__GIVEN PROBLEM__:
Among the lines listed below, count those that include the string "styles", and state only the count.

__RECORDS SHOWN__:
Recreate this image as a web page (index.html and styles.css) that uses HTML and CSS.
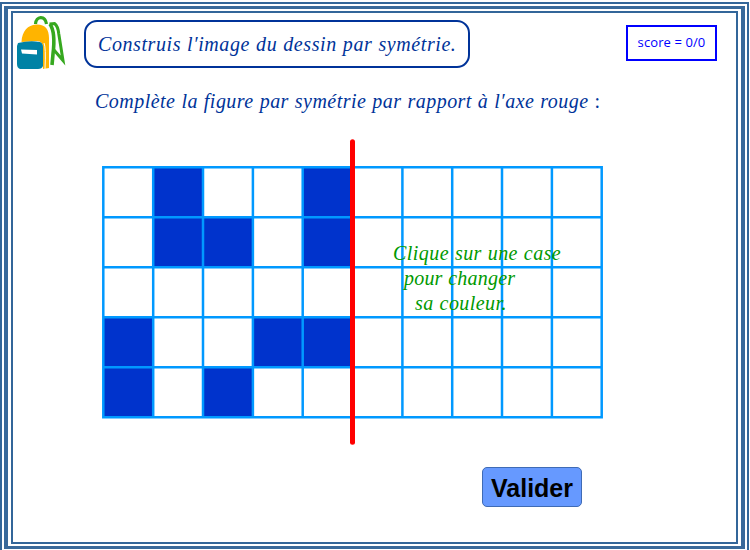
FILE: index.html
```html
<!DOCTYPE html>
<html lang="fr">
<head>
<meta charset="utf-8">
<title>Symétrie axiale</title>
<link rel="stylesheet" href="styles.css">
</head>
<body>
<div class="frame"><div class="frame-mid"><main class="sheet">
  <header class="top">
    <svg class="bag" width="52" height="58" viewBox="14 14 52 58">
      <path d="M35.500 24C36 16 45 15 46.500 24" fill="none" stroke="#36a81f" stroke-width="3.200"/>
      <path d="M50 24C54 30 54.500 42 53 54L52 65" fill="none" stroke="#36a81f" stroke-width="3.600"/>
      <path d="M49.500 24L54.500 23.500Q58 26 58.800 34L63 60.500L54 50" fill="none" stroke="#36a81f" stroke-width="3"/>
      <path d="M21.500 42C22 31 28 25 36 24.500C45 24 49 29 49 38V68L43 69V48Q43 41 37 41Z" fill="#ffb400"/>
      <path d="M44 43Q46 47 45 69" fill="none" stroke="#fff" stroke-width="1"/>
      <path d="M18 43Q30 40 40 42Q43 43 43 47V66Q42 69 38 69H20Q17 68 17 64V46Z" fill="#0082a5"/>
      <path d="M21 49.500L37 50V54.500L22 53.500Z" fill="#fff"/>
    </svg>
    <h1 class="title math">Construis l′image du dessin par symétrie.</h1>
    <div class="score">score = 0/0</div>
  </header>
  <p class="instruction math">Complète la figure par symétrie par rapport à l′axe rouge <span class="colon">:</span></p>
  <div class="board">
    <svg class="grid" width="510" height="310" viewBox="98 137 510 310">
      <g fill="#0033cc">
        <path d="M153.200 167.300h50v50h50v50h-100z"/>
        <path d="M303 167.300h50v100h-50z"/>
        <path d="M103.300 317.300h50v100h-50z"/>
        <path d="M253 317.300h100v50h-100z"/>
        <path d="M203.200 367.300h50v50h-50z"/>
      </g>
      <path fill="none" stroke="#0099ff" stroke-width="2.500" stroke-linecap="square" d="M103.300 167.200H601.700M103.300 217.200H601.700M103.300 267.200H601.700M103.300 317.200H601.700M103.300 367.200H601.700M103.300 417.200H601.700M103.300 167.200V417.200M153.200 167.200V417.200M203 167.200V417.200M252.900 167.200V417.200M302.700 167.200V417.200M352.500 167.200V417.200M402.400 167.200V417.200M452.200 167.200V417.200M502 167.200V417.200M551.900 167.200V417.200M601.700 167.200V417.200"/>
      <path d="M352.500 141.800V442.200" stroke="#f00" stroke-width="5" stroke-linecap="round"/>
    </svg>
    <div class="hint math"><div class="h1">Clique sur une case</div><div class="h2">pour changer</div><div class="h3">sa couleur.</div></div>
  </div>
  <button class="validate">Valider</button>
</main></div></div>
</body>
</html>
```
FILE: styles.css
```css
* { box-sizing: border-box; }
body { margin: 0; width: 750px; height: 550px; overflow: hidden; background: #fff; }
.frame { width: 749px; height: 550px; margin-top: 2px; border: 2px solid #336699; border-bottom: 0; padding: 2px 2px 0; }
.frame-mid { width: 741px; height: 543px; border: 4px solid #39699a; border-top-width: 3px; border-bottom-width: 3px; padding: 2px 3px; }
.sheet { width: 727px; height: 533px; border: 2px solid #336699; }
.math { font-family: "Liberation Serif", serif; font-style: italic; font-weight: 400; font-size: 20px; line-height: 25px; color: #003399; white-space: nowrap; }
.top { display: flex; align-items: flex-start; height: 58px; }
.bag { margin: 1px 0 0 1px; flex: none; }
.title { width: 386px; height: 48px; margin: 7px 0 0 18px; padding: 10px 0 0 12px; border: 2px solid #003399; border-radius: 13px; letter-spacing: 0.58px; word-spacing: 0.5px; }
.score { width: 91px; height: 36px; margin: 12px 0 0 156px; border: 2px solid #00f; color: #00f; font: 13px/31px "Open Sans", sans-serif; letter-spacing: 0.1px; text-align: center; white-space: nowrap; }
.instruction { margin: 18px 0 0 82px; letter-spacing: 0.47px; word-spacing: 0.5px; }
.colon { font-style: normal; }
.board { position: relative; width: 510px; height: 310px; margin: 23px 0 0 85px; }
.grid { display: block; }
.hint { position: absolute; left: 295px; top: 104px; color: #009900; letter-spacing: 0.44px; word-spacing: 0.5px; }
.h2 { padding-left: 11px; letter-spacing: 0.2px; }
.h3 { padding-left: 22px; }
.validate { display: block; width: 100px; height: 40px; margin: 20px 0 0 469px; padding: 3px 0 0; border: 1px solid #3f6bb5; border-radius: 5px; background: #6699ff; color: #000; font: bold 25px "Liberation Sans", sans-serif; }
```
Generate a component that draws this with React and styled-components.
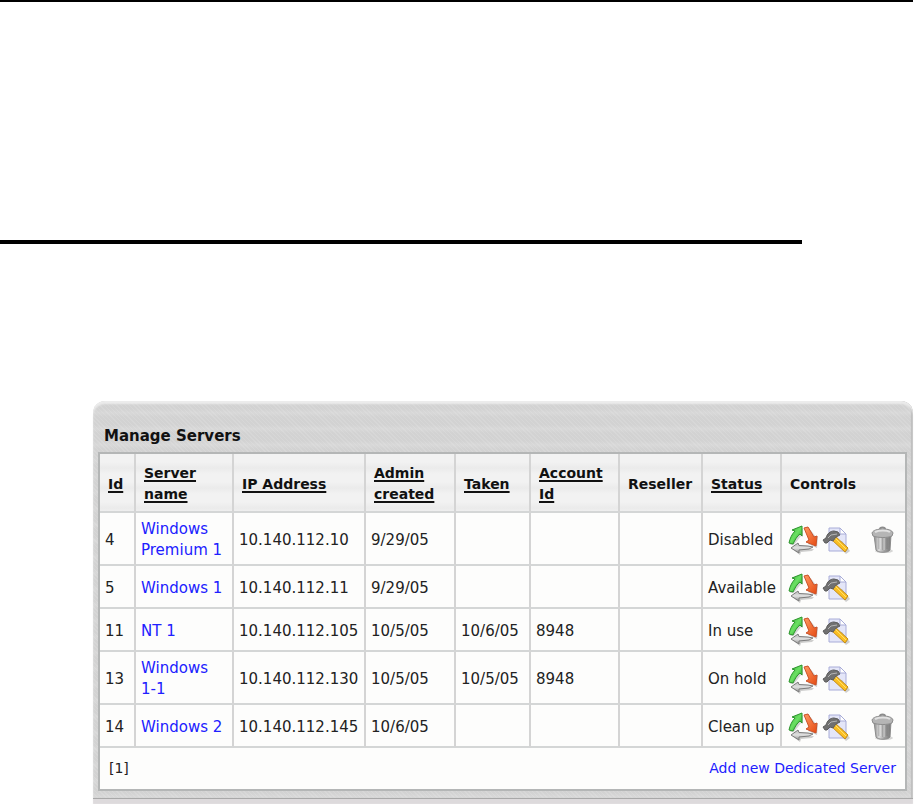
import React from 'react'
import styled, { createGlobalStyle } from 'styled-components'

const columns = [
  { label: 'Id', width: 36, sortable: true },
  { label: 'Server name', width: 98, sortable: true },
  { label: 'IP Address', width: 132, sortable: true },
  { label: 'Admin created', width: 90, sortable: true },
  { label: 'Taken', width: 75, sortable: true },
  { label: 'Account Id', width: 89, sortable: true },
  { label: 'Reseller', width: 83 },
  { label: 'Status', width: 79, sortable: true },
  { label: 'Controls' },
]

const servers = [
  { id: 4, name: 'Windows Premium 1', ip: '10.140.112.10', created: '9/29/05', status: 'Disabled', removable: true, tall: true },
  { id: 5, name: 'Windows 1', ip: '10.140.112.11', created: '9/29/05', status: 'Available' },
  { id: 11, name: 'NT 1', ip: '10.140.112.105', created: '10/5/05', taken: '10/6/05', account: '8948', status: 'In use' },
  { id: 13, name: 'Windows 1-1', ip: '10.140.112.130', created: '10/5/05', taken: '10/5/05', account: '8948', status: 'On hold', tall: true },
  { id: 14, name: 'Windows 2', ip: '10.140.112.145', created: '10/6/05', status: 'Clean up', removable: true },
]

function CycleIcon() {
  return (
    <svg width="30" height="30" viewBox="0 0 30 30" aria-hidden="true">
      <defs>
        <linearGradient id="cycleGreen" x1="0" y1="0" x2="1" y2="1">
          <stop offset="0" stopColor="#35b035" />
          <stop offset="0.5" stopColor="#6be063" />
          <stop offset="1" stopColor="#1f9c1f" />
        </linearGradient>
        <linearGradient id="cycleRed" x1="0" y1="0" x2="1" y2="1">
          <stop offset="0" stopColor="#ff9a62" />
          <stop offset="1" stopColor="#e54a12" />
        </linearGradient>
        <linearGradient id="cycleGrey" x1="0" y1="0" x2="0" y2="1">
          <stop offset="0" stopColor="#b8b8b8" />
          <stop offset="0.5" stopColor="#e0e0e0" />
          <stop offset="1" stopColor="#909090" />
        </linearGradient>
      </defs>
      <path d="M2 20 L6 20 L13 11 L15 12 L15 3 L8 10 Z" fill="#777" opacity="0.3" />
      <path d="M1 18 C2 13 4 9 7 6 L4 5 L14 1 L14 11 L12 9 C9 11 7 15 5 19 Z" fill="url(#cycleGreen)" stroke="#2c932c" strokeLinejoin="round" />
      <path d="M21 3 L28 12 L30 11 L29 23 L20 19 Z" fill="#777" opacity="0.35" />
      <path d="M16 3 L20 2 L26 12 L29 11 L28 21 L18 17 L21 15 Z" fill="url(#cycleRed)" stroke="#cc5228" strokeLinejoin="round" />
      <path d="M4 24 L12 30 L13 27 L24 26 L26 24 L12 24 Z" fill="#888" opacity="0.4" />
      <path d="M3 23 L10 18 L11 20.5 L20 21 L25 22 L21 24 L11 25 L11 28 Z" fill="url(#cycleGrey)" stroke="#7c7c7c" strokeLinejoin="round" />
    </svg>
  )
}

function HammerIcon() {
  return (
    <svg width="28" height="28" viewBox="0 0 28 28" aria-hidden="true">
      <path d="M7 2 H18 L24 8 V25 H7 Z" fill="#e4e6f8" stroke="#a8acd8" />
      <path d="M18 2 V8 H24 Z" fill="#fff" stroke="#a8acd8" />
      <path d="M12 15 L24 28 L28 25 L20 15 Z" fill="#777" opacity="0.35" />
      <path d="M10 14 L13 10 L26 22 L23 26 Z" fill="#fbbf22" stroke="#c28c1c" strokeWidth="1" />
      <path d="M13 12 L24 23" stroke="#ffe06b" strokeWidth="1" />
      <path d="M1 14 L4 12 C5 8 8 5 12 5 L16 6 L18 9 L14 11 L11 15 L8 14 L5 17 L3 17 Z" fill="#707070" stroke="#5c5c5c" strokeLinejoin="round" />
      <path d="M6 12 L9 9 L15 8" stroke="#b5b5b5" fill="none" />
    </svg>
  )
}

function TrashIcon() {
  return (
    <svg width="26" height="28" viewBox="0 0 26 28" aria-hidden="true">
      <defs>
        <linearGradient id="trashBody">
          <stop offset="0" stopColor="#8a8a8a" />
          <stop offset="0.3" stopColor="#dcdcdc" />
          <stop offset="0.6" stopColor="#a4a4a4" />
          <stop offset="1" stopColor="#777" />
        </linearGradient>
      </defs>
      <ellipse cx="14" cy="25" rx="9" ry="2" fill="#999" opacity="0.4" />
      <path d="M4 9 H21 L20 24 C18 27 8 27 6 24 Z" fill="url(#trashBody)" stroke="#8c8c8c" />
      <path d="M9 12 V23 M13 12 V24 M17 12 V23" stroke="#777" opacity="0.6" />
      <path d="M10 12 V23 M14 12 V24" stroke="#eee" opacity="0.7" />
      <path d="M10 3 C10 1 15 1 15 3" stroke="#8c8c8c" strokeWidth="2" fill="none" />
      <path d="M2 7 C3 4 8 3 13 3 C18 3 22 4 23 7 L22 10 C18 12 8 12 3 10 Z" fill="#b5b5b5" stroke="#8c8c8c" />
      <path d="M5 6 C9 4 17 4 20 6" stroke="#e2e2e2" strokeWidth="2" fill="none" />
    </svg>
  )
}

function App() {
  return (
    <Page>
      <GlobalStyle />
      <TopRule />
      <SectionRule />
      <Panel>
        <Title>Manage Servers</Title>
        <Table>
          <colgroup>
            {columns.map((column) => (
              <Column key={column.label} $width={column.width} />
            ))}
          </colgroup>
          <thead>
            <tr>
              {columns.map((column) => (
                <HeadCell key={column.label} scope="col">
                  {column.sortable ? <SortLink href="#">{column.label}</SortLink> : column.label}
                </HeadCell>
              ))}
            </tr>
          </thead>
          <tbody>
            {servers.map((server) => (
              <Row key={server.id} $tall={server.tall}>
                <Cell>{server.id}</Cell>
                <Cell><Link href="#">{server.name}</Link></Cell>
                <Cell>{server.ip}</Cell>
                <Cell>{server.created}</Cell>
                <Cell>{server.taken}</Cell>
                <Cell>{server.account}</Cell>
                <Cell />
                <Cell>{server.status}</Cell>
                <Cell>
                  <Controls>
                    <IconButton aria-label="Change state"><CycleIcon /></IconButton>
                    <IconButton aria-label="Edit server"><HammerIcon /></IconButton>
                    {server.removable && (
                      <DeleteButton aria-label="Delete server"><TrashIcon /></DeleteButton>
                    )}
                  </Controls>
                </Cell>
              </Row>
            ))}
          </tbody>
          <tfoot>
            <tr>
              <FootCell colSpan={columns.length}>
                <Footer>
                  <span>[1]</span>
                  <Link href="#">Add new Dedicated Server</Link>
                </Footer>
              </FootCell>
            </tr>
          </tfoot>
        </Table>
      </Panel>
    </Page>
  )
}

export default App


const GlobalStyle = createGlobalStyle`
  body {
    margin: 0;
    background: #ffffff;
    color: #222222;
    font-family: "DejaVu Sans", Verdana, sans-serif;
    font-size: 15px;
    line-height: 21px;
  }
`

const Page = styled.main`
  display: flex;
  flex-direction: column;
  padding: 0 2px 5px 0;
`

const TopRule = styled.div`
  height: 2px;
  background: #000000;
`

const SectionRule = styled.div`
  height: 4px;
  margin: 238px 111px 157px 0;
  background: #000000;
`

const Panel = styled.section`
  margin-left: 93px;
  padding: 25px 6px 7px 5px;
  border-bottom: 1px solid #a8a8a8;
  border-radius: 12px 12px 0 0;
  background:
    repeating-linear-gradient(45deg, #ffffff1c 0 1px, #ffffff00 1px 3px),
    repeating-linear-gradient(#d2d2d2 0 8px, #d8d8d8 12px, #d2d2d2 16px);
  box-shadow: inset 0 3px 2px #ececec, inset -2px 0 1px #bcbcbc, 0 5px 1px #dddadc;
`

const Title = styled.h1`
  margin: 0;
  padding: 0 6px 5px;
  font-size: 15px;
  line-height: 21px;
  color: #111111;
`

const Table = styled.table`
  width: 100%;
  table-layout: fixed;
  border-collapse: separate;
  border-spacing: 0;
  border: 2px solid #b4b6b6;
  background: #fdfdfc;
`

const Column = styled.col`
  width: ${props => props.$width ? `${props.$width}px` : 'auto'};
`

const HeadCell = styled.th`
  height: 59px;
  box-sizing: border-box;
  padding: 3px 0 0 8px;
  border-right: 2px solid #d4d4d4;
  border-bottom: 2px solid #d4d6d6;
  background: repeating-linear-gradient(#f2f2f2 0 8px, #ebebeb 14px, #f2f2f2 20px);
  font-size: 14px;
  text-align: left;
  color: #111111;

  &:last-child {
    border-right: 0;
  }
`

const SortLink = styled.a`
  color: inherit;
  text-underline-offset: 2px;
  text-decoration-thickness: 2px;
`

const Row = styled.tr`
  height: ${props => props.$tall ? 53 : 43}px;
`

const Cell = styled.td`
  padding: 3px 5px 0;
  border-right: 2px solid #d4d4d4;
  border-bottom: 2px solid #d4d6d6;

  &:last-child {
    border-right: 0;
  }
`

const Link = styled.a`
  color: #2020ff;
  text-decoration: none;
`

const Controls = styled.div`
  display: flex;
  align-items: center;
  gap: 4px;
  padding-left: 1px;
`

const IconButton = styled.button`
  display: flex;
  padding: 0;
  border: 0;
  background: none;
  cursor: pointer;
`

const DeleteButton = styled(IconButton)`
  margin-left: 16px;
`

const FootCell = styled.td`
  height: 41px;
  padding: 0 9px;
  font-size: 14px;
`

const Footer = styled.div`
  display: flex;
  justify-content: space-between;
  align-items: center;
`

__SOLUTION TO THE EXERCISE__:
3